Booker longlist has been published

Wednesday, August 10th, 2005

If you’re looking for something good to read, the Man Booker Prize for Fiction longlist published today is supposed to one of the strongest since the prize was founded in 1969. Previous winners include The Life of Pi (2002) and Vernon God Little (2003).

Why birds sing

Thursday, June 23rd, 2005

David Rothenberg discovered that birds responded to his playing the clarinet by singing back. Visit his website to hear samples of “duets” played between David and the birds, and also to find out more about both birdsong and what human componists have done using birdsong for inspiration. There is plenty to keep you occupied on the website, but if you want to follow up in more detail, David has also published a book and a CD on the same subject. Details are on the web site. If you happen to live in the USA, he is currently touring both the west coast and the east coast.
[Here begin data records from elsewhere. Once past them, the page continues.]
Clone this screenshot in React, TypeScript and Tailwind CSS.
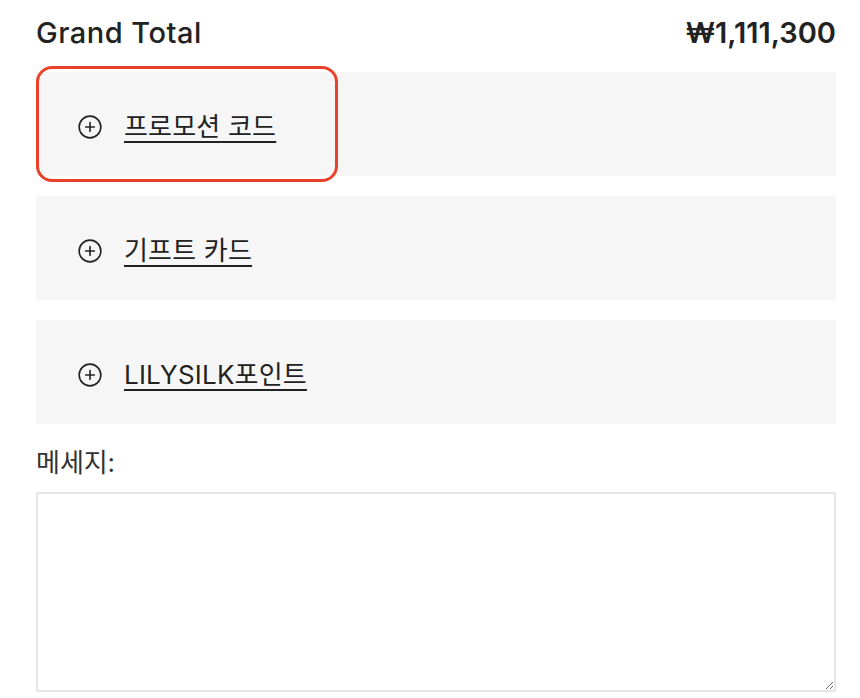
import { CirclePlus } from "lucide-react"

const items = ["프로모션 코드", "기프트 카드", "LILYSILK포인트"]

export default function App() {
  return (
    <div className="w-[860px] h-[698px] bg-white overflow-hidden pl-[36px] pr-[24px] pt-[13px] text-[#222]" style={{ fontFamily: "Inter, 'Noto Sans CJK KR', sans-serif" }}>
      <div className="flex items-center justify-between h-[40px]">
        <span className="text-[29px] font-medium tracking-[0.5px]">Grand Total</span>
        <span className="text-[29px] font-semibold">₩1,111,300</span>
      </div>
      <div className="relative mt-[19px] flex flex-col gap-[20px]">
        {items.map((t) => (
          <div key={t} className="h-[104px] bg-[#f6f6f6] flex items-center pl-[41px] pt-[5px]">
            <CirclePlus size={26} strokeWidth={1.5} className="text-[#222]" />
            <span className="ml-[21px] text-[26px] tracking-[0.2px] underline underline-offset-[5px] decoration-[2px]">{t}</span>
          </div>
        ))}
        <div className="absolute left-0 top-[-6px] w-[302px] h-[116px] rounded-[16px] border-[3px] border-[#e8432a]" />
      </div>
      <div className="mt-[20px] text-[26px] text-[#333] leading-[36px]" style={{ fontFamily: "'Noto Sans', 'Noto Sans CJK KR', sans-serif" }}>메세지:</div>
      <textarea className="mt-[12px] block w-full h-[200px] border-2 border-[#e6e6e6] resize-y outline-none" />
    </div>
  )
}
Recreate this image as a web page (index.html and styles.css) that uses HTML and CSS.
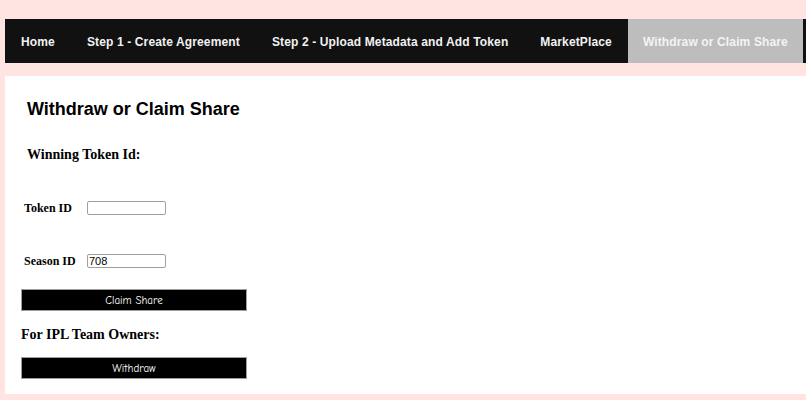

Words with unknown origins

Sunday, June 19th, 2005

The BBC and the Oxford English Dictionary are trying to track down the first use and origin of some 50 words or phrases which have crept into the English langauge without the OED having noticed at the time. So, if you can produce evidence, which can be irrefutably dated, of where to bonk, codswollop, the Old Bill, a ploughman’s lunch or any of the other 46 terms here came from, get in touch with the BBC.

The Modern Word

Thursday, March 3rd, 2005

If you are looking for a book reviews or an idea what to read next, take a look at The Modern Word. And if you haven’t read it yet, we both really liked The Curious Incident of the Dog in the Night-Time, which is reviewed by TMW much more lucidly that I ever could.

How good is your spelling?

Thursday, September 16th, 2004

Ruth and I both tried this spelling test in the Guardian. I confess, we both got 13 out of 23. Any of our friends or readers who can beat that – without cheating?

English spelling

Thursday, July 8th, 2004

The following are real words, but when do you use which one?

affect/effect
compliment/complement
loose/lose
principal/principle
reign/rein

Well, if you’re not sure, you’re in good company according to the Guardian!